Many times we have conflict with people or ideas that make us suffer. Due to the fact that we don’t know how to properly respond to these conflicts, we suffer even more. We beat ourselves up because we don’t know what to do. When we take action to avoid suffering and we don’t get the results we want, we suffer more. The path to enlightenment is concerned, in part, with the discovery of how to respond to conflict and adversity in a conscious way. We become aware of the thoughts that produce suffering, and how to deal with those thoughts. When a thought arises that causes suffering, the proper response to the thought is to love the thought. We can’t stop suffering by hating the suffering. This negative response only causes more suffering.
The conscious way to deal with suffering is to contemplate the thought that is causing the suffering and to let go of it and all attachments to it. The thought might be that we are unworthy, unlovable, stupid or variations on those themes. The thought might be about how others are compared to us. The thought may be about how life is unfair or that God has abandoned us. We become attached to these thoughts and they become engrained in our subconscious. As long as they stay in our mind, we will suffer. When they surface into our conscious mind, we become enmeshed in the emotions that these thoughts cause and forget to deal with the thought itself.
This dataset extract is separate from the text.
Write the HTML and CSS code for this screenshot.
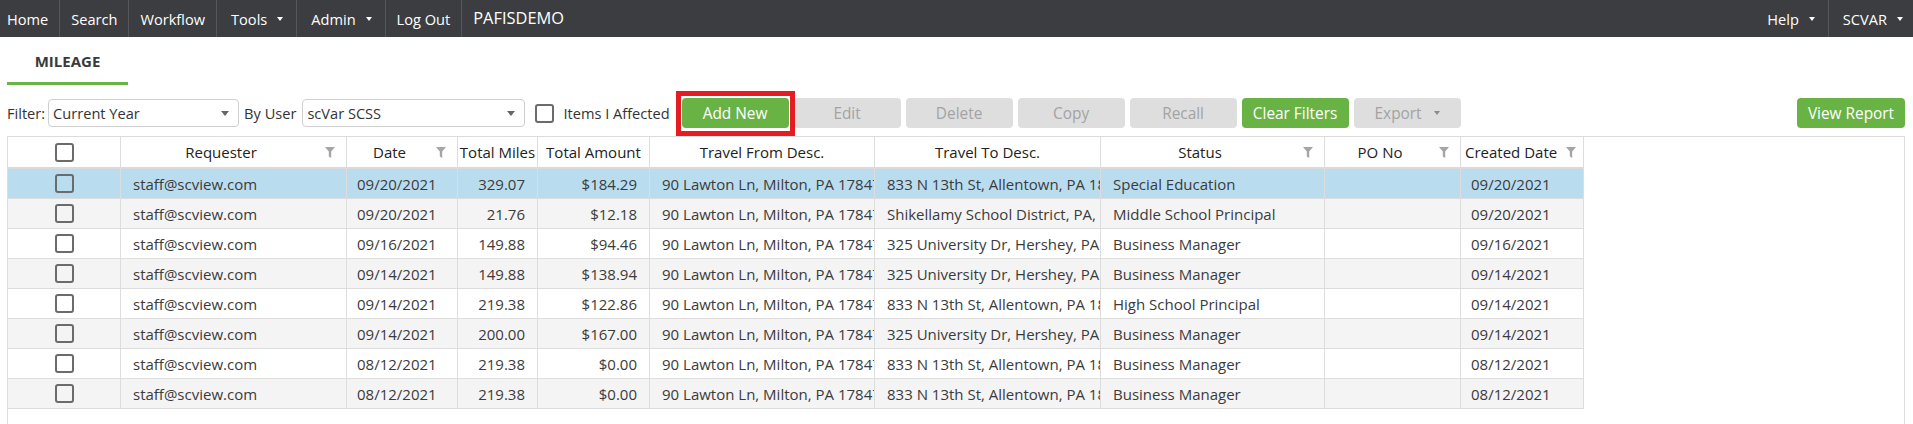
FILE: index.html
```html
<!DOCTYPE html>
<html lang="en">
<head>
<meta charset="utf-8">
<title>Mileage</title>
<link rel="stylesheet" href="styles.css">
</head>
<body>
<nav class="topbar">
  <a class="nav-item first">Home</a>
  <a class="nav-item">Search</a>
  <a class="nav-item">Workflow</a>
  <a class="nav-item dd">Tools<span class="caret"></span></a>
  <a class="nav-item dd">Admin<span class="caret"></span></a>
  <a class="nav-item">Log Out</a>
  <span class="brand">PAFISDEMO</span>
  <a class="nav-item dd help">Help<span class="caret"></span></a>
  <a class="nav-item dd user">SCVAR<span class="caret"></span></a>
</nav>

<main class="page">
  <div class="tabs">
    <div class="tab active">MILEAGE</div>
  </div>

  <div class="toolbar">
    <span class="lbl lbl-filter">Filter:</span>
    <div class="select sel-year"><span class="sel-text">Current Year</span><span class="sel-arrow"></span></div>
    <span class="lbl lbl-user">By User</span>
    <div class="select sel-user"><span class="sel-text">scVar SCSS</span><span class="sel-arrow"></span></div>
    <span class="check check-affected"></span>
    <span class="lbl lbl-affected">Items I Affected</span>
    <div class="btn-group">
      <button class="btn btn-green btn-highlight">Add New</button>
      <button class="btn btn-off">Edit</button>
      <button class="btn btn-off">Delete</button>
      <button class="btn btn-off">Copy</button>
      <button class="btn btn-off">Recall</button>
      <button class="btn btn-green">Clear Filters</button>
      <button class="btn btn-off">Export<span class="caret caret-dark"></span></button>
    </div>
    <button class="btn btn-green btn-report">View Report</button>
  </div>

  <div class="grid">
    <div class="row row-head">
      <div class="cell hc"><span class="check"></span></div>
      <div class="cell hc hf"><span class="hl">Requester</span><svg class="funnel" viewBox="0 0 10 11"><path d="M0 0H10L6.2 4.6V11L3.8 9.6V4.6Z"/></svg></div>
      <div class="cell hc hf"><span class="hl">Date</span><svg class="funnel" viewBox="0 0 10 11"><path d="M0 0H10L6.2 4.6V11L3.8 9.6V4.6Z"/></svg></div>
      <div class="cell hc tight"><span class="hl">Total Miles</span></div>
      <div class="cell hc tight"><span class="hl">Total Amount</span></div>
      <div class="cell hc"><span class="hl">Travel From Desc.</span></div>
      <div class="cell hc"><span class="hl">Travel To Desc.</span></div>
      <div class="cell hc hf"><span class="hl">Status</span><svg class="funnel" viewBox="0 0 10 11"><path d="M0 0H10L6.2 4.6V11L3.8 9.6V4.6Z"/></svg></div>
      <div class="cell hc hf"><span class="hl">PO No</span><svg class="funnel" viewBox="0 0 10 11"><path d="M0 0H10L6.2 4.6V11L3.8 9.6V4.6Z"/></svg></div>
      <div class="cell hc hf hf-tight"><span class="hl">Created Date</span><svg class="funnel" viewBox="0 0 10 11"><path d="M0 0H10L6.2 4.6V11L3.8 9.6V4.6Z"/></svg></div>
    </div>

    <div class="row row-sel">
      <div class="cell cc"><span class="check"></span></div>
      <div class="cell tl">staff@scview.com</div>
      <div class="cell td">09/20/2021</div>
      <div class="cell tr">329.07</div>
      <div class="cell tr">$184.29</div>
      <div class="cell tl">90 Lawton Ln, Milton, PA 17847</div>
      <div class="cell tl">833 N 13th St, Allentown, PA 18102</div>
      <div class="cell tl">Special Education</div>
      <div class="cell tl"></div>
      <div class="cell td">09/20/2021</div>
    </div>
    <div class="row row-alt">
      <div class="cell cc"><span class="check"></span></div>
      <div class="cell tl">staff@scview.com</div>
      <div class="cell td">09/20/2021</div>
      <div class="cell tr">21.76</div>
      <div class="cell tr">$12.18</div>
      <div class="cell tl">90 Lawton Ln, Milton, PA 17847</div>
      <div class="cell tl">Shikellamy School District, PA, 17801</div>
      <div class="cell tl">Middle School Principal</div>
      <div class="cell tl"></div>
      <div class="cell td">09/20/2021</div>
    </div>
    <div class="row">
      <div class="cell cc"><span class="check"></span></div>
      <div class="cell tl">staff@scview.com</div>
      <div class="cell td">09/16/2021</div>
      <div class="cell tr">149.88</div>
      <div class="cell tr">$94.46</div>
      <div class="cell tl">90 Lawton Ln, Milton, PA 17847</div>
      <div class="cell tl">325 University Dr, Hershey, PA 17033</div>
      <div class="cell tl">Business Manager</div>
      <div class="cell tl"></div>
      <div class="cell td">09/16/2021</div>
    </div>
    <div class="row row-alt">
      <div class="cell cc"><span class="check"></span></div>
      <div class="cell tl">staff@scview.com</div>
      <div class="cell td">09/14/2021</div>
      <div class="cell tr">149.88</div>
      <div class="cell tr">$138.94</div>
      <div class="cell tl">90 Lawton Ln, Milton, PA 17847</div>
      <div class="cell tl">325 University Dr, Hershey, PA 17033</div>
      <div class="cell tl">Business Manager</div>
      <div class="cell tl"></div>
      <div class="cell td">09/14/2021</div>
    </div>
    <div class="row">
      <div class="cell cc"><span class="check"></span></div>
      <div class="cell tl">staff@scview.com</div>
      <div class="cell td">09/14/2021</div>
      <div class="cell tr">219.38</div>
      <div class="cell tr">$122.86</div>
      <div class="cell tl">90 Lawton Ln, Milton, PA 17847</div>
      <div class="cell tl">833 N 13th St, Allentown, PA 18102</div>
      <div class="cell tl">High School Principal</div>
      <div class="cell tl"></div>
      <div class="cell td">09/14/2021</div>
    </div>
    <div class="row row-alt">
      <div class="cell cc"><span class="check"></span></div>
      <div class="cell tl">staff@scview.com</div>
      <div class="cell td">09/14/2021</div>
      <div class="cell tr">200.00</div>
      <div class="cell tr">$167.00</div>
      <div class="cell tl">90 Lawton Ln, Milton, PA 17847</div>
      <div class="cell tl">325 University Dr, Hershey, PA 17033</div>
      <div class="cell tl">Business Manager</div>
      <div class="cell tl"></div>
      <div class="cell td">09/14/2021</div>
    </div>
    <div class="row">
      <div class="cell cc"><span class="check"></span></div>
      <div class="cell tl">staff@scview.com</div>
      <div class="cell td">08/12/2021</div>
      <div class="cell tr">219.38</div>
      <div class="cell tr">$0.00</div>
      <div class="cell tl">90 Lawton Ln, Milton, PA 17847</div>
      <div class="cell tl">833 N 13th St, Allentown, PA 18102</div>
      <div class="cell tl">Business Manager</div>
      <div class="cell tl"></div>
      <div class="cell td">08/12/2021</div>
    </div>
    <div class="row row-alt">
      <div class="cell cc"><span class="check"></span></div>
      <div class="cell tl">staff@scview.com</div>
      <div class="cell td">08/12/2021</div>
      <div class="cell tr">219.38</div>
      <div class="cell tr">$0.00</div>
      <div class="cell tl">90 Lawton Ln, Milton, PA 17847</div>
      <div class="cell tl">833 N 13th St, Allentown, PA 18102</div>
      <div class="cell tl">Business Manager</div>
      <div class="cell tl"></div>
      <div class="cell td">08/12/2021</div>
    </div>
  </div>
</main>
</body>
</html>
```

FILE: styles.css
```css
html, body {
  margin: 0;
  padding: 0;
  height: 100%;
  overflow: hidden;
  background: #fff;
}

body {
  font-family: "Open Sans", "Noto Sans", sans-serif;
  color: #333;
  font-size: 14.6px;
}

/* ---------- top navigation ---------- */
.topbar {
  display: flex;
  align-items: stretch;
  height: 37px;
  background: #3c3d40;
  color: #fff;
}

.nav-item {
  display: flex;
  align-items: center;
  padding: 0 11px;
  border-right: 1px solid #55565a;
  color: #fff;
  font-size: 14.6px;
  text-decoration: none;
  white-space: nowrap;
}

.nav-item.first {
  padding-left: 7px;
}

.nav-item.dd {
  padding: 0 13px 0 14px;
}

.caret {
  display: inline-block;
  width: 0;
  height: 0;
  margin-left: 10px;
  border-top: 4px solid #fff;
  border-left: 3.5px solid transparent;
  border-right: 3.5px solid transparent;
}

.brand {
  display: flex;
  align-items: center;
  padding: 0 11px;
  margin-top: -2px;
  flex: 1;
  font-size: 16.4px;
  white-space: nowrap;
}

.nav-item.help {
  border-right: none;
  padding-right: 13px;
}

.nav-item.user {
  border-right: none;
  border-left: 1px solid #55565a;
  padding: 0 10px 0 14px;
}

/* ---------- page ---------- */
.page {
  padding: 0 8px 0 7px;
}

.tabs {
  display: flex;
}

.tab {
  width: 121px;
  box-sizing: border-box;
  text-align: center;
  padding: 14px 0 11px;
  font-weight: 700;
  font-size: 15px;
  color: #3a3a3a;
  border-bottom: 3px solid #6ab344;
}

/* ---------- toolbar ---------- */
.toolbar {
  display: flex;
  align-items: center;
  margin-top: 13px;
  height: 30px;
}

.lbl {
  white-space: nowrap;
  color: #333;
}

.lbl-filter {
  margin-right: 3px;
}

.lbl-user {
  margin: 0 6px 0 5px;
}

.lbl-affected {
  margin-left: 9px;
}

.select {
  display: flex;
  align-items: center;
  height: 28px;
  box-sizing: border-box;
  border: 1px solid #d0d0d0;
  border-radius: 4px;
  padding: 0 9px 0 4px;
  background: #fff;
}

.sel-year {
  width: 191px;
}

.sel-user {
  width: 223px;
}

.sel-text {
  flex: 1;
  white-space: nowrap;
  color: #333;
}

.sel-arrow {
  width: 0;
  height: 0;
  border-top: 5px solid #666;
  border-left: 4px solid transparent;
  border-right: 4px solid transparent;
}

.check {
  display: inline-block;
  width: 19px;
  height: 19px;
  box-sizing: border-box;
  border: 2px solid #6b6b6b;
  border-radius: 3px;
}

.check-affected {
  margin-left: 10px;
}

.btn-group {
  display: flex;
  gap: 5px;
  margin-left: 12px;
}

.btn {
  display: flex;
  align-items: center;
  justify-content: center;
  width: 107px;
  height: 30px;
  padding: 0;
  border: none;
  border-radius: 4px;
  font-family: "Open Sans", "Noto Sans", sans-serif;
  font-size: 15.4px;
  white-space: nowrap;
}

.btn-green {
  background: #69b345;
  color: #fff;
}

.btn-off {
  background: #dedede;
  color: #a3a3a3;
}

.caret-dark {
  border-top-color: #8a8a8a;
  margin-left: 12px;
}

.btn-highlight {
  position: relative;
}

.btn-highlight::after {
  content: "";
  position: absolute;
  left: -6px;
  right: -6px;
  top: -7px;
  bottom: -8px;
  border: 5px solid #e41d25;
}

.btn-report {
  margin-left: auto;
  width: 108px;
}

/* ---------- grid ---------- */
.grid {
  margin-top: 8px;
  height: 290px;
  box-sizing: border-box;
  border: 1px solid #dcdcdc;
  border-bottom: none;
  overflow: hidden;
}

.row {
  display: grid;
  grid-template-columns: 113px 226px 111px 80px 112px 225px 226px 224px 136px 123px;
  width: 1576px;
  height: 30px;
  background: #fff;
}

.row-alt {
  background: #f4f4f4;
}

.row-sel {
  background: #b9ddef;
}

.row-head {
  height: 32px;
  background: #fff;
}

.cell {
  display: flex;
  align-items: center;
  box-sizing: border-box;
  border-right: 1px solid #dddddd;
  border-bottom: 1px solid #dddddd;
  overflow: hidden;
  white-space: nowrap;
  font-size: 15px;
  color: #3b3b3b;
}

.row-head .cell {
  border-bottom: 2px solid #dadada;
  justify-content: center;
  color: #222;
}

.hl {
  white-space: nowrap;
}

.hf .hl {
  flex: 1;
  text-align: center;
  overflow: hidden;
}

.hf-tight .hl {
  text-align: left;
  padding-left: 4px;
}

.tight {
  padding: 0;
}

.funnel {
  flex: none;
  width: 10px;
  height: 11px;
  margin: 0 11px 0 4px;
  fill: #a5a5a5;
}

.hf-tight .funnel {
  margin-right: 7px;
}

.cc {
  justify-content: center;
}

.tl {
  padding-left: 12px;
}

.td {
  padding-left: 10px;
}

.tr {
  justify-content: flex-end;
  padding-right: 12px;
}
```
Thoughts are not real, no matter how attached we become to them. We are not our thoughts. When we can detach from our thoughts, we can let go of the emotions they create and stop suffering. When a thought arises, we need to be able to look at it as simply a thought and nothing more. It is an illusion, a neuron flashing on and off in our brain. It helps me to compare a thought to a cloud in the sky floating across the blue sky. The blue sky is my true self, the observer, and blissful awareness. The clouds that separate the mind from the blue sky can be wispy or hurricane forces depending on the nature of the thought. In all cases the thought is not the sky. When I do not allow myself to become attached to the thought, eventually it will float away like a cloud.
Whenever I have a thought that causes suffering, such as judgments or critical thinking, I can either obsess on it or allow it to float away. When I obsess on it, it will stay in my consciousness for much longer periods of time, causing suffering like a radioactive isotope buried in my mind. There are ways to consciously remove these thoughts from my consciousness. One way that has been suggested to let go is to replace it with a pleasant thought, such as “cancel, I send love.” Every time a thought arises that causes me pain or suffering, I simply override it with “cancel, I send love.” This is a highly effective way to let go of thoughts.
I like to use another technique as well, the technique of placing the thought, and the object of the thought, into a fire of purple and pink flame. I call this the transforming flame of love. Imagine that these flames burn and destroy the thought and what ever the thought was about. The flames are pleasant to the touch and do not hurt the thought or the object of the thought, simply removing them from my awareness and consciousness. I may have to do this repeatedly for a thought or an object that is particularly painful and is deeply engrained. However, eventually the thought will disappear and the suffering will be eliminated. For example, if we have to deal with an unpleasant person, or someone that is creating conflict, we can put that person in the fire of purple flame. Eventually that person will stop being unpleasant, we can resolve the issue or that person will disappear from our awareness. This technique is truly magical.
I recently had an unpleasant encounter with someone that caused me to doubt myself and dislike that person. I put that person, the entire experience and all of the thoughts I was having about that person into the Flame and watched it all go up in smoke as an offering to the universe. In a relatively short period of time I was able to stop thinking about that person, think positively about myself and get over it. I was amazed at how quickly this happened because I normally would obsess over this for days. Instead I processed these thoughts in a matter of minutes. Whatever suffering I was experiencing quickly stopped and I was able to return to a state of grace.
There are other ways to deal with unpleasant, painful thoughts, but these two are the most effective way of dealing with them. When we practice these techniques, they will start to engage as soon as a thought flashes into our consciousness. This automatically avoids melodrama and suffering and allows us to respond in love, not react in fear. When we can stay grounded in these teachings, our lives become less stressful, chaotic and painful. When we can focus on these teachings, we begin to experience the nature of enlightenment. Enjoy!